Hello, bachche. Long time, no see! I know you missed me as much as I missed you. But don’t worry. Your dear Aunty Eve is back with a bang (is it still cool to say this?). Anyway, I was talking to some of my neighbours and we were making our #vaccinescenes. And then I realised the real damage of Aunty Eve taking a break for so long. No one knows how to get vaccinated properly! This lack of knowledge is just disgraceful, beta. So, I decided to take on this huge task of educating the masses. Here is my 7-step guide to getting vaccinated the right way.
I chose 7 because my tarot reader said it’s lucky for me this week. My good luck is your good luck, bachche.
Step 1: Wear colours that look good on you on camera
I know you haven’t worn much beyond that cotton t-shirt, which should’ve become a pocha in March, and those shorts, which are now crying out for detergent. But you need to up your game for Vaccination Day! Dig out the outfits that made you look like a Bollywood celebrity pretending to avoid the paps. But be classy about it, don’t wear your Diwali 2019 wala sharara please.
Step 2: Take the right photographer with you
But make sure they don’t act like a photographer. You need this person to get the perfect candid shot of you looking at your arm like you’ve never seen it before and another picture of you thanking the healthcare workers at the centre, even if that means wasting their precious time. It’s worth the sacrifice, remind them of this if they tell you to buzz off.
Step 3: Choose a centre with the right name
It needs to be as classy as you, bachche. After all, when you tag the location on Instagram, it should be aspirational, like Executive Club or a posh South Delhi hospital. Please don’t embarrass me and your chic mummy by going to Hari Nagar Sr Secondary Govt School or something. You’re not going to get a rishta from a Chhattarpur family with this kind of carelessness, you know.
Step 4: Book a paid slot
Don’t even think of clicking on the Free option. You cannot be seen in the Free queue, okay? It’s against everything I have taught you. Imagine, how will you talk about the price of vaccines if you use a Free slot? I mean, think of the future, beta. Parties will happen again, and you need to have something to talk about beyond that horrific Dalgona coffee you keep sending to my house.
Step 5: Make sure your slot finding story is gripping
It needs to be nothing short of a Netflix thriller. Even if it wasn’t that tough for you, your story needs to have twists and turns to make you the star of the first post-vaccine party. Remember to document every possible emotion you felt (or felt that you felt) during the slot booking process.
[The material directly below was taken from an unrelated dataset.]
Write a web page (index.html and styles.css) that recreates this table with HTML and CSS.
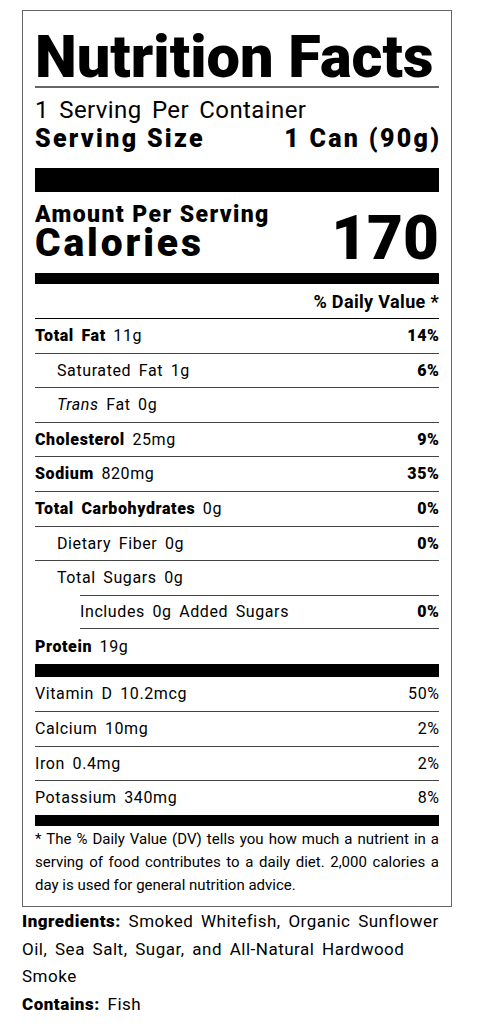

Step 6: Make a video to talk about your side effects
If I don’t see all your side effects on your Instagram stories, I will be very disappointed, bachche. I’ve taught you better than that, haven’t I? If you’ve got a sore arm, we need to know which spot on your arm hurts, the emotions you’re feeling because of it, and which medicine you’ve taken for it. It’s not like we all have access to doctors who will tell us what to do. We need you to tell the world about your experience and save us.
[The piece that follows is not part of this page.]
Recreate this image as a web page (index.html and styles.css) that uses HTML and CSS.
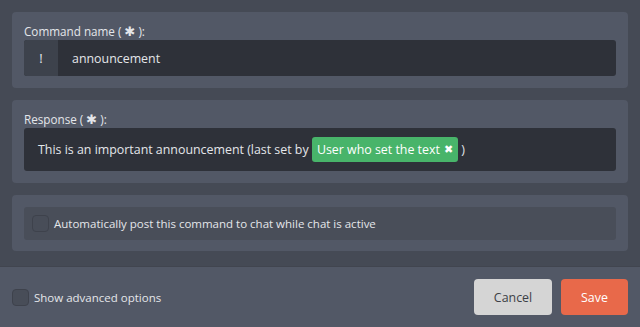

Step 7: Remember to hydrate!
Drink a lot of water before and after your vaccine, beta. Sparkling water, not regular paani, like a pleb. Ew. And not in a normal paani ka glass, please! Before booking your vaccination slot, buy a cute bottle from Amazon from which you can sip while posting a video about your side effects.
The vaccine won’t be effective if you don’t do it the right way, bachche. Be careful and follow Aunty Eve’s advice to stay safe and classy.